The funniest part, though, is when they were ordering their drinks. Now you know not one of them was actually old enough to legally drink and you could tell they were all nervous they might get carded. People were trying to order daquiris and apple martinis and shit like that. You can't get that at Marrakesh -- you get the house wine, a couple of standard, not too fancy mixed drinks, or Coors Light in a can.

I don't ever remember being that dumb when I was a freshman.

September 14, 2002

Pardon me sir

Here's a tip when eating black bean garlic snails at a Chinese restaurant: suck the snail out of the shell.

Craig and I went to our favorite Chinese restaurant last night in Chinatown, Joe's Peking Duck House [925 Race Street]. My favorite thing on the menu is black bean garlic snails. The waiter looked at me like I was nuts: "You do know they're the small kind of snail, right?"

If you've never seen a plate of black bean garlic snails, it can be kind of a disgusting thing. The shells are the size of a penny and they're covered in thick black bean paste. The nice waiters bring little bamboo spears to pry the little snails out of their shell, but it can be difficult to get them out -- they like to hide!

So our waiter gave me a tip that I had not heard before -- you can literally suck them out. It worked much better than spearing them with the little stick, so thanks nice waiter guy!

Of course, I ended up literally covered in black bean sauce. It wasn't pretty at all. Luckily the waiter gave me wet naps.

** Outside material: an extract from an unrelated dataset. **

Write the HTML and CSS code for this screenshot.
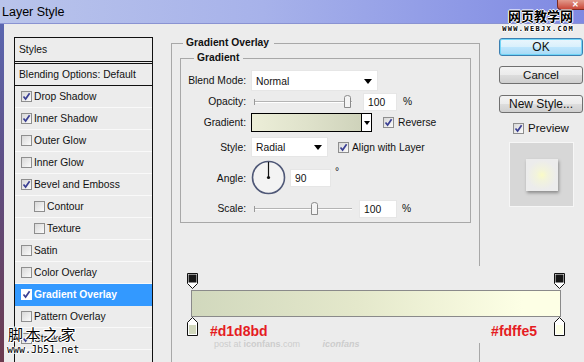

After dinner we walked over to South Street to the Brick Playhouse for another Fringe Show. It was sketch comedy by a troupe called The Dive. Those guys are fucking nuts.

Sometimes I forget how lucky I am to live in Philadelphia. I've lived here for 12 years now and I have never grown tired of it. But sometimes I take it for granted. I grew up in a very rural town where there was nothing fun to do, you had to drive everywhere, and the place is just depressing. Living in Philly, I never have to drive anywhere and I can do fun things every night of my life if I want to. There are tons of theatres, the Orchestra, the Ballet, comedy houses, events like the Fringe Festival, live music, tons of food. I'm lucky.

I started thinking about it last night. On the way to South Street from Chinatown, we walked past the Liberty Bell and down 5th Street past Independence Hall, and the 17th Century Gardens. The streets were kind of quiet even though it was only 9pm. It was so peaceful, and really nice to just walk past the houses and the stores, holding hands with Craig. I love New York and San Francisco, but Philadelphia has this feel to it -- like Benjamin Franklin is just around the corner, or one day you're going to bump into Edgar Allan Poe.

September 08, 2002

My own special ring of hell

So it's been established that I'm a total literature nerd, right? I'm the dork who gets the obscure jokes about The Metamorphosis or The Yellow Wallpaper. Today I saw something that made my geeky, book-loving heart leap for joy: a performance by the Headlong Dance Company called Britney's Inferno.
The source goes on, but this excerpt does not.